I think depesz nails it on the head when he points out the main reason why varchar(x) is worse than text in PostgreSQL. It is because if you have a big table, changing the size of a varchar field takes eons in PostgreSQL. This is not so much the case with other databases we have worked with. To me this is not a problem with everyone else, but a problem with PostgreSQL, and something that should be improved on. In fact you would think this would be simpler in PostgreSQL than any other database since varchar and text are implemented essentially the same. The main difference it seems is that a text field always results in creation of an accompanying toast table where as varchar doesn't always.

Instead newcomers are patted on the head and told You young'in, just use text and throw a domain around it if you want to limit size.

I am not going to write a domain or trigger everytime I have to limit the size of a field, for several reasons and listed in priority.

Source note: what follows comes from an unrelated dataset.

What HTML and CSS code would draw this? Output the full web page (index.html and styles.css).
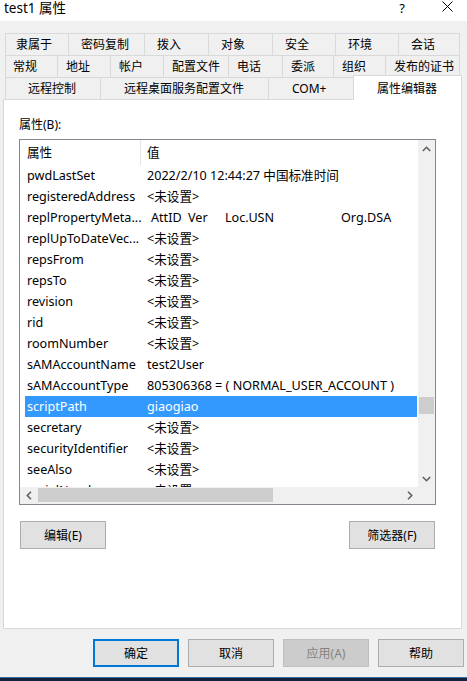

Easily to access and self-enforcing meta data is important. In many cases, its more important than performance.

When I look at a CREATE TABLE statement or open up a table in a designer, the size there gives a sense of what goes in there. One can query practically any databases system tables (and the ANSI compliant ones have information_schema.columns) and get the size of a field with a single query. This simplicity in portability is a beautiful thing. This simplicity is important for people developing cross database tools. The size gives a sense of what is safe to select and what is not. The size gives auto form generators a sense of the width to make a field and limits to set on what can be put in it. It allows the tool to quickly determine whether to put in a regular text box or a text area. varchar(...) forces everyone to state this exactly the same across all databases. I don't need to figure out how to make sense of the logic embedded in a domain object or trigger or the fact that people can state the same thing differently with domains. If you don't care about the ease with which tool developers can extend their tools to work with your DBMS or making the common place needs easy, then you don't care about growing your community.
Using domains when you are talking about 20 fields is way too much typing if all the fields need to be different sizes. varchar(x) has a semantic meaning that is easy to define in 2 characters or less. Domains do not.
And to David -- "In the real world things have min sizes as well as max sizes" Yes, but maxlength in most cases is the most important thing. So important that it dwarfs the relevancy of other minutia. Most cases we don't bother with all the other nuances because it clutters the most important thing MAX LENGTH. Less is better than more. I don't want people stuffing the kitch sink in a first name field. Many people like me have t100s of first names they got in a naming ceremony. If they want to call themselves ! or @ or some 4 letter word, I really don't care, but if you are known by a 100 different names, I really only want to know about one or two of them, not all of them :)
I am a lazy control freak who loves self-documenting structures. I like order. I like things done consistently and I don't expect to work hard to get that. Being a lazy control freak means I have more time to trick others and machines into doing my work for me so I can lounge around sipping long island iced teas :).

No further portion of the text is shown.